▸ **Written instruction**
Write the data out again exactly, with no pictures.

▸ **Material**
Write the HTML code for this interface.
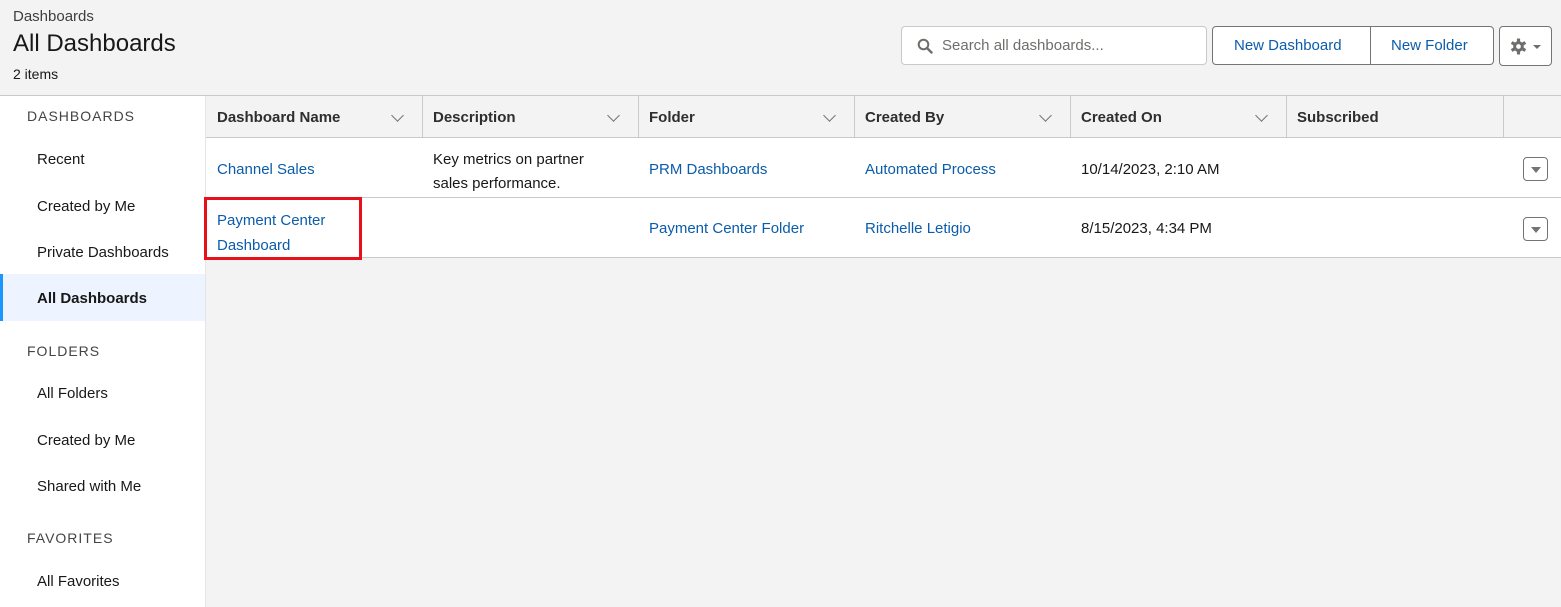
<!DOCTYPE html>
<html><head><style>
*{margin:0;padding:0;box-sizing:border-box}
body{width:1561px;height:607px;overflow:hidden;background:#f3f3f3;font-family:"Liberation Sans",sans-serif;color:#181818;position:relative;font-size:15px}
.a{position:absolute;white-space:nowrap}
.lk{color:#0b5cab}
.hd{font-weight:bold;color:#2e2e2e}
.sec{color:#444;letter-spacing:1px;font-size:14px}
.chev{position:absolute;width:9px;height:9px;border-right:1.5px solid #747474;border-bottom:1.5px solid #747474;transform:rotate(45deg)}
.vl{position:absolute;top:96px;height:41px;width:1px;background:#c9c9c9}
.dd{position:absolute;width:25px;height:24px;border:1px solid #747474;border-radius:4px;background:#fff}
.dd:after{content:"";position:absolute;left:7px;top:9px;border-left:5px solid transparent;border-right:5px solid transparent;border-top:6px solid #747474}
</style></head><body>
<div class="a" style="left:13px;top:8px;font-size:15px;color:#3e3e3c">Dashboards</div>
<div class="a" style="left:13px;top:30px;font-size:24px;color:#181818">All Dashboards</div>
<div class="a" style="left:13px;top:66px;font-size:14px">2 items</div>

<div class="a" style="left:901px;top:26px;width:306px;height:39px;background:#fff;border:1px solid #c9c9c9;border-radius:4px"></div>
<svg class="a" style="left:917px;top:38px" width="16" height="16" viewBox="0 0 16 16"><circle cx="6.5" cy="6.5" r="4.8" fill="none" stroke="#706e6b" stroke-width="2"/><path d="M10 10L14.5 14.5" stroke="#706e6b" stroke-width="2.4" stroke-linecap="round"/></svg>
<div class="a" style="left:942px;top:37px;color:#706e6b">Search all dashboards...</div>

<div class="a" style="left:1212px;top:26px;width:282px;height:39px;background:#fff;border:1px solid #747474;border-radius:4px"></div>
<div class="a" style="left:1370px;top:26px;width:1px;height:39px;background:#747474"></div>
<div class="a lk" style="left:1234px;top:37px">New Dashboard</div>
<div class="a lk" style="left:1391px;top:37px">New Folder</div>
<div class="a" style="left:1499px;top:26px;width:53px;height:40px;background:#fff;border:1px solid #747474;border-radius:4px"></div>
<svg class="a" style="left:1510px;top:38px" width="17" height="17" viewBox="0 0 16 16"><g fill="#706e6b"><circle cx="8" cy="8" r="5"/><rect x="6.5" y="0.5" width="3" height="15" rx="0.5"/><rect x="6.5" y="0.5" width="3" height="15" rx="0.5" transform="rotate(60 8 8)"/><rect x="6.5" y="0.5" width="3" height="15" rx="0.5" transform="rotate(120 8 8)"/></g><circle cx="8" cy="8" r="2.2" fill="#fff"/></svg>
<div class="a" style="left:1533px;top:45px;border-left:4px solid transparent;border-right:4px solid transparent;border-top:4px solid #706e6b"></div>

<div class="a" style="left:0;top:95px;width:1561px;height:1px;background:#c9c9c9"></div>
<div class="a" style="left:0;top:96px;width:205px;height:511px;background:#fff"></div>
<div class="a" style="left:205px;top:96px;width:1px;height:511px;background:#e5e5e5"></div>
<div class="a sec" style="left:27px;top:108px">DASHBOARDS</div>
<div class="a" style="left:37px;top:151px">Recent</div>
<div class="a" style="left:37px;top:198px">Created by Me</div>
<div class="a" style="left:37px;top:244px">Private Dashboards</div>
<div class="a" style="left:0;top:274px;width:205px;height:47px;background:#eef4ff"></div>
<div class="a" style="left:0;top:274px;width:3px;height:47px;background:#1b96ff"></div>
<div class="a" style="left:37px;top:290px;font-weight:bold">All Dashboards</div>
<div class="a sec" style="left:27px;top:343px">FOLDERS</div>
<div class="a" style="left:37px;top:385px">All Folders</div>
<div class="a" style="left:37px;top:432px">Created by Me</div>
<div class="a" style="left:37px;top:478px">Shared with Me</div>
<div class="a sec" style="left:27px;top:530px">FAVORITES</div>
<div class="a" style="left:37px;top:573px">All Favorites</div>

<div class="a" style="left:206px;top:137px;width:1355px;height:1px;background:#c9c9c9"></div>
<div class="a" style="left:206px;top:138px;width:1355px;height:119px;background:#fff"></div>
<div class="a" style="left:206px;top:197px;width:1355px;height:1px;background:#c9c9c9"></div>
<div class="a" style="left:206px;top:257px;width:1355px;height:1px;background:#c9c9c9"></div>

<div class="vl" style="left:422px"></div><div class="vl" style="left:638px"></div><div class="vl" style="left:854px"></div><div class="vl" style="left:1070px"></div><div class="vl" style="left:1286px"></div><div class="vl" style="left:1503px"></div>
<div class="a hd" style="left:217px;top:109px">Dashboard Name</div>
<div class="a hd" style="left:433px;top:109px">Description</div>
<div class="a hd" style="left:649px;top:109px">Folder</div>
<div class="a hd" style="left:865px;top:109px">Created By</div>
<div class="a hd" style="left:1081px;top:109px">Created On</div>
<div class="a hd" style="left:1297px;top:109px">Subscribed</div>
<div class="chev" style="left:393px;top:111px"></div>
<div class="chev" style="left:609px;top:111px"></div>
<div class="chev" style="left:825px;top:111px"></div>
<div class="chev" style="left:1041px;top:111px"></div>
<div class="chev" style="left:1257px;top:111px"></div>

<div class="a lk" style="left:217px;top:161px">Channel Sales</div>
<div class="a" style="left:433px;top:148px;line-height:24px">Key metrics on partner<br>sales performance.</div>
<div class="a lk" style="left:649px;top:161px">PRM Dashboards</div>
<div class="a lk" style="left:865px;top:161px">Automated Process</div>
<div class="a" style="left:1081px;top:161px">10/14/2023, 2:10 AM</div>
<div class="dd" style="left:1523px;top:157px"></div>

<div class="a lk" style="left:217px;top:208px;line-height:25px">Payment Center<br>Dashboard</div>
<div class="a" style="left:204px;top:197px;width:158px;height:63px;border:3px solid #e8101b"></div>
<div class="a lk" style="left:649px;top:220px">Payment Center Folder</div>
<div class="a lk" style="left:865px;top:220px">Ritchelle Letigio</div>
<div class="a" style="left:1081px;top:220px">8/15/2023, 4:34 PM</div>
<div class="dd" style="left:1523px;top:217px"></div>
</body></html>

▸ **Task output**
Write the HTML code for this interface.
<!DOCTYPE html>
<html><head><style>
*{margin:0;padding:0;box-sizing:border-box}
body{width:1561px;height:607px;overflow:hidden;background:#f3f3f3;font-family:"Liberation Sans",sans-serif;color:#181818;position:relative;font-size:15px}
.a{position:absolute;white-space:nowrap}
.lk{color:#0b5cab}
.hd{font-weight:bold;color:#2e2e2e}
.sec{color:#444;letter-spacing:1px;font-size:14px}
.chev{position:absolute;width:9px;height:9px;border-right:1.5px solid #747474;border-bottom:1.5px solid #747474;transform:rotate(45deg)}
.vl{position:absolute;top:96px;height:41px;width:1px;background:#c9c9c9}
.dd{position:absolute;width:25px;height:24px;border:1px solid #747474;border-radius:4px;background:#fff}
.dd:after{content:"";position:absolute;left:7px;top:9px;border-left:5px solid transparent;border-right:5px solid transparent;border-top:6px solid #747474}
</style></head><body>
<div class="a" style="left:13px;top:8px;font-size:15px;color:#3e3e3c">Dashboards</div>
<div class="a" style="left:13px;top:30px;font-size:24px;color:#181818">All Dashboards</div>
<div class="a" style="left:13px;top:66px;font-size:14px">2 items</div>

<div class="a" style="left:901px;top:26px;width:306px;height:39px;background:#fff;border:1px solid #c9c9c9;border-radius:4px"></div>
<svg class="a" style="left:917px;top:38px" width="16" height="16" viewBox="0 0 16 16"><circle cx="6.5" cy="6.5" r="4.8" fill="none" stroke="#706e6b" stroke-width="2"/><path d="M10 10L14.5 14.5" stroke="#706e6b" stroke-width="2.4" stroke-linecap="round"/></svg>
<div class="a" style="left:942px;top:37px;color:#706e6b">Search all dashboards...</div>

<div class="a" style="left:1212px;top:26px;width:282px;height:39px;background:#fff;border:1px solid #747474;border-radius:4px"></div>
<div class="a" style="left:1370px;top:26px;width:1px;height:39px;background:#747474"></div>
<div class="a lk" style="left:1234px;top:37px">New Dashboard</div>
<div class="a lk" style="left:1391px;top:37px">New Folder</div>
<div class="a" style="left:1499px;top:26px;width:53px;height:40px;background:#fff;border:1px solid #747474;border-radius:4px"></div>
<svg class="a" style="left:1510px;top:38px" width="17" height="17" viewBox="0 0 16 16"><g fill="#706e6b"><circle cx="8" cy="8" r="5"/><rect x="6.5" y="0.5" width="3" height="15" rx="0.5"/><rect x="6.5" y="0.5" width="3" height="15" rx="0.5" transform="rotate(60 8 8)"/><rect x="6.5" y="0.5" width="3" height="15" rx="0.5" transform="rotate(120 8 8)"/></g><circle cx="8" cy="8" r="2.2" fill="#fff"/></svg>
<div class="a" style="left:1533px;top:45px;border-left:4px solid transparent;border-right:4px solid transparent;border-top:4px solid #706e6b"></div>

<div class="a" style="left:0;top:95px;width:1561px;height:1px;background:#c9c9c9"></div>
<div class="a" style="left:0;top:96px;width:205px;height:511px;background:#fff"></div>
<div class="a" style="left:205px;top:96px;width:1px;height:511px;background:#e5e5e5"></div>
<div class="a sec" style="left:27px;top:108px">DASHBOARDS</div>
<div class="a" style="left:37px;top:151px">Recent</div>
<div class="a" style="left:37px;top:198px">Created by Me</div>
<div class="a" style="left:37px;top:244px">Private Dashboards</div>
<div class="a" style="left:0;top:274px;width:205px;height:47px;background:#eef4ff"></div>
<div class="a" style="left:0;top:274px;width:3px;height:47px;background:#1b96ff"></div>
<div class="a" style="left:37px;top:290px;font-weight:bold">All Dashboards</div>
<div class="a sec" style="left:27px;top:343px">FOLDERS</div>
<div class="a" style="left:37px;top:385px">All Folders</div>
<div class="a" style="left:37px;top:432px">Created by Me</div>
<div class="a" style="left:37px;top:478px">Shared with Me</div>
<div class="a sec" style="left:27px;top:530px">FAVORITES</div>
<div class="a" style="left:37px;top:573px">All Favorites</div>

<div class="a" style="left:206px;top:137px;width:1355px;height:1px;background:#c9c9c9"></div>
<div class="a" style="left:206px;top:138px;width:1355px;height:119px;background:#fff"></div>
<div class="a" style="left:206px;top:197px;width:1355px;height:1px;background:#c9c9c9"></div>
<div class="a" style="left:206px;top:257px;width:1355px;height:1px;background:#c9c9c9"></div>

<div class="vl" style="left:422px"></div><div class="vl" style="left:638px"></div><div class="vl" style="left:854px"></div><div class="vl" style="left:1070px"></div><div class="vl" style="left:1286px"></div><div class="vl" style="left:1503px"></div>
<div class="a hd" style="left:217px;top:109px">Dashboard Name</div>
<div class="a hd" style="left:433px;top:109px">Description</div>
<div class="a hd" style="left:649px;top:109px">Folder</div>
<div class="a hd" style="left:865px;top:109px">Created By</div>
<div class="a hd" style="left:1081px;top:109px">Created On</div>
<div class="a hd" style="left:1297px;top:109px">Subscribed</div>
<div class="chev" style="left:393px;top:111px"></div>
<div class="chev" style="left:609px;top:111px"></div>
<div class="chev" style="left:825px;top:111px"></div>
<div class="chev" style="left:1041px;top:111px"></div>
<div class="chev" style="left:1257px;top:111px"></div>

<div class="a lk" style="left:217px;top:161px">Channel Sales</div>
<div class="a" style="left:433px;top:148px;line-height:24px">Key metrics on partner<br>sales performance.</div>
<div class="a lk" style="left:649px;top:161px">PRM Dashboards</div>
<div class="a lk" style="left:865px;top:161px">Automated Process</div>
<div class="a" style="left:1081px;top:161px">10/14/2023, 2:10 AM</div>
<div class="dd" style="left:1523px;top:157px"></div>

<div class="a lk" style="left:217px;top:208px;line-height:25px">Payment Center<br>Dashboard</div>
<div class="a" style="left:204px;top:197px;width:158px;height:63px;border:3px solid #e8101b"></div>
<div class="a lk" style="left:649px;top:220px">Payment Center Folder</div>
<div class="a lk" style="left:865px;top:220px">Ritchelle Letigio</div>
<div class="a" style="left:1081px;top:220px">8/15/2023, 4:34 PM</div>
<div class="dd" style="left:1523px;top:217px"></div>
</body></html>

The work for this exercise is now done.